In this country, black monuments are defaced all of the time. Nothing new.
Americans need to read more US History. “The Indispensable Man” by James Flexner is excellent on George Washington as a start.
Can you cite specific examples, @camathmom? I would not have guessed that there were that many statutes to black leaders, much less that they are “defaced all the time”, but if you have data, I am interested
@roycroftmom This immediately came to mind.
https://www.nbcnews.com/news/nbcblk/new-bulletproof-memorial-emmett-till-replaces-vandalized-sign-mississippi-n1069201
That is a lot, you are right. And today we add the Douglass statue too. It is all so sad.
The really sad thing is that monuments and statues were erected to honor people who fought and killed their fellow countrymen in order to preserve slavery and in most cases, to remind Black citizens that they were still considered lesser beings even after slavery was legally abolished. We’re going through this now because most of the powers that be refused to face this fact.

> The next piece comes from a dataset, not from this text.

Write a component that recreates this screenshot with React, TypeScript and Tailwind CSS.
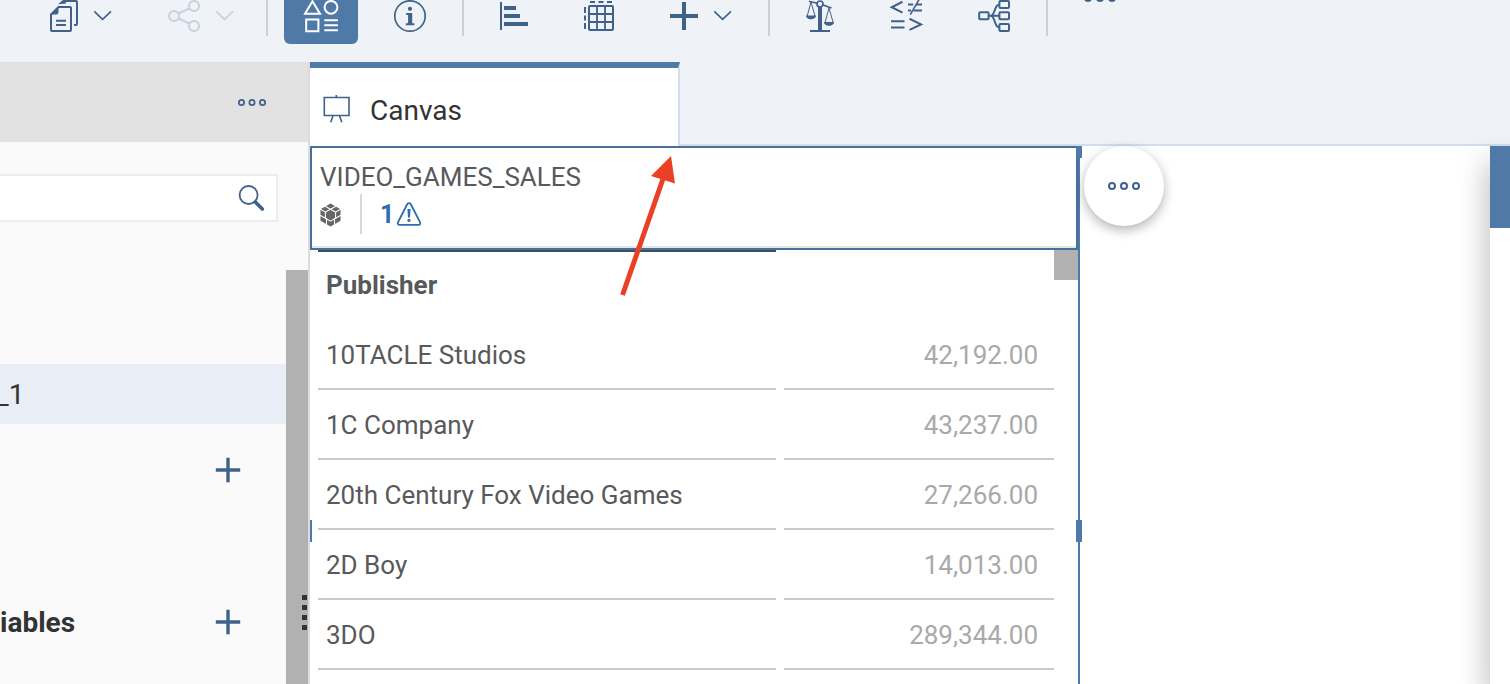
import type { ReactNode } from "react";

const rows = [
  { publisher: "10TACLE Studios", sales: "42,192.00" },
  { publisher: "1C Company", sales: "43,237.00" },
  { publisher: "20th Century Fox Video Games", sales: "27,266.00" },
  { publisher: "2D Boy", sales: "14,013.00" },
  { publisher: "3DO", sales: "289,344.00" },
];

function Glyph({ children, className = "h-8 w-8", box = "0 0 32 32" }: { children: ReactNode; className?: string; box?: string }) {
  return (
    <svg className={`${className} shrink-0 overflow-visible`} viewBox={box} fill="none" stroke="currentColor" strokeWidth="2" aria-hidden="true">
      {children}
    </svg>
  );
}

function Chevron() {
  return (
    <Glyph className="h-8 w-[22px]" box="0 0 22 32">
      <path d="M2.3 11.3 10.6 19.3 19 11.3" strokeWidth="1.6" />
    </Glyph>
  );
}

function Dots({ className = "h-2 w-8" }: { className?: string }) {
  return (
    <Glyph className={className} box="0 0 32 8">
      <circle cx="4" cy="4" r="3" />
      <circle cx="16" cy="4" r="3" />
      <circle cx="28" cy="4" r="3" />
    </Glyph>
  );
}

function Plus() {
  return (
    <Glyph className="h-[26px] w-[26px]" box="0 0 26 26">
      <path d="M13 .8v24.4M.8 13h24.4" strokeWidth="3.4" />
    </Glyph>
  );
}

function ToolButton({ label, children }: { label: string; children: ReactNode }) {
  return (
    <button type="button" aria-label={label} className="flex h-14 shrink-0 items-center gap-3">
      {children}
    </button>
  );
}

function Divider() {
  return <div className="mb-2 h-10 w-0.5 shrink-0 bg-[#cdd1d6]" />;
}

function Toolbar() {
  return (
    <header className="flex h-[62px] shrink-0 items-end overflow-hidden bg-[#eff3f8] pb-[18px] pl-12 text-[#3f618a]">
      <div className="flex gap-[54px]">
        <ToolButton label="Copy">
          <Glyph>
            <path d="M10.5 7H22a1 1 0 0 1 1 1v22a1 1 0 0 1-1 1H4a1 1 0 0 1-1-1V14.5z" />
            <path d="M2.5 14.5 10.5 6.5V12a2.5 2.5 0 0 1-2.5 2.5z" fill="currentColor" stroke="none" />
            <path d="M14 2.5 17 1h11a1 1 0 0 1 1 1v22a1 1 0 0 1-1 1h-2" />
            <path d="M10 4.3 15 0h3v3.6z" fill="currentColor" stroke="none" />
            <path d="M8 20.8h10M8 25h10" />
          </Glyph>
          <Chevron />
        </ToolButton>
        <button type="button" aria-label="Share" disabled className="flex h-14 shrink-0 items-center gap-3.5 text-[#c5d1df]">
          <Glyph>
            <circle cx="6" cy="16" r="5" />
            <circle cx="26" cy="6" r="5" />
            <circle cx="26" cy="26" r="5" />
            <path d="m10.5 13.5 11-5.2M10.5 18.5l11 5.2" />
          </Glyph>
          <Chevron />
        </button>
      </div>
      <div className="ml-[30px] flex items-end gap-4">
        <Divider />
        <button type="button" aria-label="Designer" aria-pressed="true" className="flex h-14 w-[74px] items-center justify-center rounded-md bg-[#4f7aa8] text-white">
          <Glyph className="h-8 w-9" box="0 0 36 32">
            <path d="M9.500 1.300 2 13.700h15z" />
            <circle cx="28" cy="7.3" r="6.4" />
            <path d="M3.200 19.500h12.200v11.700H3.200zM21.300 20.300h13.600M21.300 25.300h13.600M21.300 30.300h13.600" />
          </Glyph>
        </button>
      </div>
      <div className="ml-9 flex items-end gap-9">
        <ToolButton label="Information">
          <Glyph>
            <circle cx="16" cy="16" r="15.2" strokeWidth="1.7" />
            <circle cx="16" cy="8.8" r="2.1" fill="currentColor" stroke="none" />
            <path d="M12.200 13h6v10.200h2.200v2h-8.600v-2h2.300V15h-1.900z" fill="currentColor" stroke="none" />
          </Glyph>
        </ToolButton>
        <Divider />
      </div>
      <div className="ml-[34px] flex gap-[53px]">
        <ToolButton label="Chart">
          <Glyph>
            <path d="M3 2v28" />
            <path d="M6 8h12M6 16h16M6 24h24" strokeWidth="4" />
          </Glyph>
        </ToolButton>
        <ToolButton label="Table">
          <Glyph>
            <rect x="6" y="6" width="24" height="24" rx="1" />
            <path d="M14 6v24M22 6v24M6 14h24M6 22h24" strokeWidth="1.8" />
            <path d="M7 2h5M15.500 2h5M24 2h5M2 7v6M2 15.500v5M2 23v6" />
          </Glyph>
        </ToolButton>
        <ToolButton label="Add">
          <Glyph>
            <path d="M16 2v28M2 16h28" strokeWidth="4" />
          </Glyph>
          <Chevron />
        </ToolButton>
      </div>
      <div className="ml-[34px] flex items-end gap-[34px]">
        <Divider />
        <div className="flex gap-[55px]">
          <ToolButton label="Balance">
            <Glyph>
              <path d="M16 7v23" strokeWidth="4" />
              <path d="M6 31h20" />
              <circle cx="16" cy="4" r="3" strokeWidth="1.7" />
              <path d="m5 1.300 8 2M19 5l8.500 3" strokeWidth="1.7" />
              <path d="M7 2 3.200 16M7 2l4 14M25 8l-3.800 14M25 8l4 14" strokeWidth="1" />
              <path d="M2 15.500h10c0 5-10 5-10 0zM20 22h10c0 5-10 5-10 0z" fill="currentColor" stroke="none" />
            </Glyph>
          </ToolButton>
          <ToolButton label="Compare">
            <Glyph>
              <path d="M11.500 1.800.8 7.300l10.700 5.300M18.500 18.800l11.500 5.600-11.500 5.500" strokeWidth="2.1" />
              <path d="M17 4.600h5.200M25 4.600h6M17 10.600h3M22.500 10.600h8.500M0 21.200h13.500M0 27.600h13.500" strokeWidth="2" />
              <path d="M19.300 14.700 28.300-1" strokeWidth="1.6" />
            </Glyph>
          </ToolButton>
          <ToolButton label="Hierarchy">
            <Glyph>
              <rect x="1.200" y="12.300" width="9.400" height="7" rx="1" />
              <rect x="21.400" y="1" width="9.600" height="7" rx="1" />
              <rect x="21.400" y="12.300" width="9.600" height="7" rx="1" />
              <rect x="21.400" y="24" width="9.600" height="7" rx="1" />
              <path d="M11 15.800h10M11 15.800h1.500c5 0 3.500-11 8.500-11M12.500 15.800c5 0 3.500 11.500 8.500 11.500" />
            </Glyph>
          </ToolButton>
        </div>
      </div>
      <div className="ml-9 flex items-end gap-9">
        <Divider />
        <button type="button" aria-label="More tools" className="flex h-[50px] items-start">
          <Dots />
        </button>
      </div>
    </header>
  );
}

function Sidebar() {
  return (
    <aside className="relative flex w-[310px] shrink-0 flex-col border-r-2 border-[#dcdcdc] bg-[#fafafa] text-[28px] text-[#333]">
      <div className="flex h-20 shrink-0 items-center justify-end bg-[#e2e2e2] pr-[42px] text-[#3f618a]">
        <button type="button" aria-label="Panel options">
          <Dots className="h-[7px] w-7" />
        </button>
      </div>
      <div className="mt-8 mr-[30px] flex h-12 shrink-0 items-center border-2 border-l-0 border-[#ededed] bg-white pr-3 text-[#3f618a]">
        <input type="search" aria-label="Search" className="h-full min-w-0 flex-1 bg-transparent outline-none" />
        <button type="button" aria-label="Run search">
          <Glyph className="h-[26px] w-[26px]" box="0 0 26 26">
            <circle cx="10.600" cy="10" r="9" strokeWidth="1.800" />
            <path d="m17.300 17 7 7" strokeWidth="3.600" strokeLinecap="round" />
          </Glyph>
        </button>
      </div>
      <div className="mt-12 flex min-h-0 flex-1">
        <div className="min-w-0 flex-1 pt-[94px]">
          <div className="flex h-[60px] items-center bg-[#e9eef6] pt-0.5">
            <span className="-ml-1">_1</span>
          </div>
          <div className="flex h-[92px] items-center justify-end pr-[45px] text-[#3f618a]">
            <button type="button" aria-label="Add item">
              <Plus />
            </button>
          </div>
          <div className="mt-15 flex h-[92px] items-center justify-between pr-[45px]">
            <h2 className="pt-0.5 font-bold">iables</h2>
            <button type="button" aria-label="Add variable" className="text-[#3f618a]">
              <Plus />
            </button>
          </div>
        </div>
        <div className="w-[22px] shrink-0 bg-[#b1b1b1]" />
      </div>
      <div className="absolute right-px bottom-[54px] flex flex-col gap-[5px]">
        <i className="h-[5px] w-[5px] bg-[#333]" />
        <i className="h-[5px] w-[5px] bg-[#333]" />
        <i className="h-[5px] w-[5px] bg-[#333]" />
        <i className="h-[5px] w-[5px] bg-[#333]" />
      </div>
    </aside>
  );
}

function WidgetHeader() {
  return (
    <div className="mr-0.5 h-[104px] border-2 border-[#48709c]">
      <div className="h-full border-b-2 border-[#e5e5e5] pt-3 pl-2">
        <h1 className="text-[26px] leading-[34px] text-[#58595b]">VIDEO_GAMES_SALES</h1>
        <div className="flex h-10 items-center">
          <Glyph className="mt-0.5 h-6 w-[21px] text-[#666]" box="0 0 22 24">
            <path d="M11 0 21.500 6v12L11 24 .500 18V6z" fill="currentColor" stroke="none" />
            <g stroke="#fff" strokeWidth="1.100">
              <path d="m11 6 5.300 3v6.400L11 18.400l-5.300-3V9z" />
              <path d="M11 6 5 2.600M11 6l6-3.400M5.700 9 0 5.800M16.300 9 22 5.800M5.700 15.400 0 12.200M16.300 15.400l5.700-3.200M6.800 16v6.500M15.200 16v6.500" />
            </g>
          </Glyph>
          <div className="ml-[19px] h-10 w-0.5 bg-[#d5d8dc]" />
          <button type="button" aria-label="1 warning" className="ml-[18px] flex items-center gap-0.5 text-[25px] font-bold text-[#2a6eb5]">
            <span className="pt-0.5">1</span>
            <Glyph className="h-6 w-[26px]" box="0 0 26 24">
              <path d="M11.300 2c.8-1.300 2.600-1.300 3.400 0l9.300 18.200c.7 1.300 0 2.600-1.500 2.600H3.500C2 22.800 1.300 21.500 2 20.200z" strokeWidth="1.800" />
              <path d="M11.400 7h3.200l-.6 8.500h-2z" fill="currentColor" stroke="none" />
              <circle cx="13" cy="18.300" r="1.600" fill="currentColor" stroke="none" />
            </Glyph>
          </button>
        </div>
      </div>
    </div>
  );
}

function SalesTable() {
  return (
    <div className="flex items-start justify-between">
      <table className="w-[752px] table-fixed border-separate border-spacing-x-2 border-spacing-y-0 text-[26px] leading-[34px]">
        <colgroup>
          <col className="w-[458px]" />
          <col />
        </colgroup>
        <thead>
          <tr className="h-[70px]">
            <th scope="col" className="border-t-2 border-[#3c4f60] px-2 pb-0.5 text-left font-bold text-[#58595b]">
              Publisher
            </th>
            <td />
          </tr>
        </thead>
        <tbody>
          {rows.map((row) => (
            <tr key={row.publisher} className="h-[70px]">
              <th scope="row" className="border-b-2 border-[#cacaca] px-2 pt-0.5 text-left font-normal text-[#58595b]">
                {row.publisher}
              </th>
              <td className="border-b-2 border-[#cacaca] px-4 pt-0.5 text-right text-[#a9a9a9]">{row.sales}</td>
            </tr>
          ))}
        </tbody>
      </table>
      <div className="-ml-2 h-[30px] w-6 shrink-0 bg-[#b1b1b1]" />
    </div>
  );
}

export default function App() {
  return (
    <div className="flex h-screen flex-col overflow-hidden bg-white font-['Roboto',sans-serif]">
      <Toolbar />
      <div className="flex min-h-0 flex-1">
        <Sidebar />
        <main className="relative flex min-w-0 flex-1 flex-col">
          <nav className="flex h-[84px] shrink-0 bg-[#eff3f8]">
            <button type="button" className="flex w-[370px] items-center gap-5 border-t-[6px] border-r-2 border-t-[#4f7aa8] border-r-[#d2deeb] bg-white pt-1 pl-3 text-[28px] text-[#333]">
              <Glyph className="h-7 w-7 text-[#3f618a]" box="0 0 28 28">
                <path d="M2.300 2.500h24.700v18H2.300zM14.300 0v2.500M11 20.800l-2.300 6.500M17.500 20.800l2.300 6.500" strokeWidth="1.600" />
              </Glyph>
              <span className="pt-1">Canvas</span>
            </button>
            <div className="flex-1 border-b-2 border-[#d2deeb]" />
          </nav>
          <div className="flex min-h-0 flex-1 justify-between">
            <section className="relative w-[770px] shrink-0 border-r-2 border-[#4f7aa8]">
              <div className="-mr-0.5">
                <WidgetHeader />
              </div>
              <SalesTable />
              <i className="absolute top-0 -right-1 h-3 w-1.5 bg-[#4f7aa8]" />
              <i className="absolute top-[374px] -right-1 h-[22px] w-1.5 bg-[#4f7aa8]" />
              <i className="absolute top-[374px] left-0 h-[22px] w-0.5 bg-[#4f7aa8]" />
              <button
                type="button"
                aria-label="More actions"
                className="absolute top-0 left-[774px] flex h-20 w-20 items-center justify-center rounded-full bg-white text-[#3f618a] shadow-[0_4px_12px_rgba(0,0,0,0.3)]"
              >
                <Dots />
              </button>
            </section>
            <aside className="w-5 shrink-0 bg-white shadow-[0_16px_30px_rgba(0,0,0,0.35)]">
              <div className="h-[82px] bg-[#4f7aa8]" />
            </aside>
          </div>
          <svg className="pointer-events-none absolute top-[92px] left-[310px] h-36 w-14" viewBox="0 0 56 144" fill="#ea4126" aria-hidden="true">
            <path d="M2.500 141 44 22" stroke="#ea4126" strokeWidth="5" />
            <path d="M51 2 31 22l24 7.500z" />
          </svg>
        </main>
      </div>
    </div>
  );
}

Right. The Confederate statues should have been an easy call. And if that had been recognized earlier, maybe we wouldn’t be slippery sloping about more complex cases now.
Red herring, Whataboutism, and Slippery Slope fallacies. Besides, I fail to see why “womanizer” is something that should make a difference, unless somebody were a puritan who is obsessed with the sex lives of other people. Perhaps if they were sexual predators, that would be something else.
Nonetheless:
Only 57 women have ever served in the Senate
Only 325 have served in the House of Representatives
Only 4 Supreme Court Justices have been Women
I fail to see how these statistics “disprove” anything I said. Just because women have also been oppressed does not, somehow, negate the fact that Black and Latinos have also been oppressed.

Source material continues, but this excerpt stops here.